When you publish with a fee based POD publisher, you're still self-publishing, because you're paying for at least the set-up so your book can be delivered. This is important, because there are some POD publishers who are now claiming to be trade publishers - it's really getting confusing. What you want is:

  1. A company that has a decent track record. Insist that they give you some authors as referrals. Call them and spend some time talking with them about their experience. Then go to several writer's forums and ask there - don't be surprised if you get a different opinion.
  2. A contract that you thoroughly understand and works to your advantage. If you don't understand it, ask, and ask until you do or your decide to move on.
  3. A company that will print your book well. Ask for a sample, then order a book or two on your own from their website and from one of the big online bookstores like Amazon or BN. You'll not only get a sense of their production values, but some understanding of how well their distribution process works.
  4. A company that supports your marketing efforts. You can't expect them to do it all, or even most. But they must provide a way for people to order and receive your book quickly online and through bookstores.

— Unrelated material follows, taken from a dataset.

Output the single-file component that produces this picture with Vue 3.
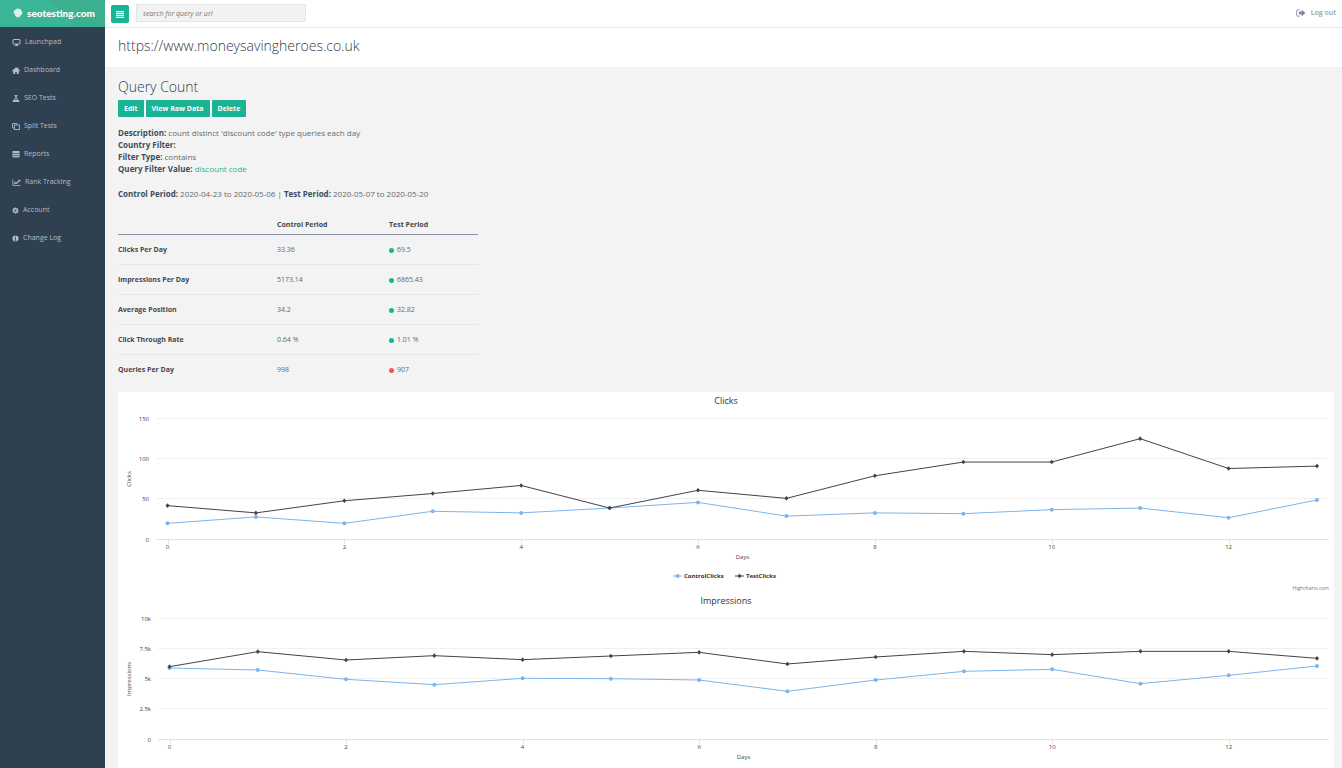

The key, of course, is in the contract. Since Mark Levine, J.D., has published an excellent book on POD and eBook contracts, I won't try to duplicate the information here. (Read my review of Fine Print.) His lists POD publishers in his book.

Many of the most reputable POD publishers in the US and the UK actually work with Lightening Source and you'll actually find a list of POD vendors there. Those aren't the only POD companies that distribute through Lightening Source, and I'm not sure how that list is generated, but it's worth looking at.

Lightening Source is a subsidiary of Ingram Industries Inc.; Ingram is a huge book distributor. When you publish through a POD publisher that works with them, you've solved a major portion of your distribution problems.

Other POD Services

Some POD publishers offer editing or cover design or press releases or any number of other ancillary services, usually at an additional fee. Be extra careful here. It may make better sense to hire your own editor and your own cover designer. I've yet to see a POD publisher really market a book - I think it's far better to just accept that your POD publisher will make the book available, and it's up to you to market it.

Self-publishing is a wonderful ride; it can be profitable, maybe, if you're lucky, even very profitable, although that usually takes time and money. You're becoming part of a long standing and honorable tradition.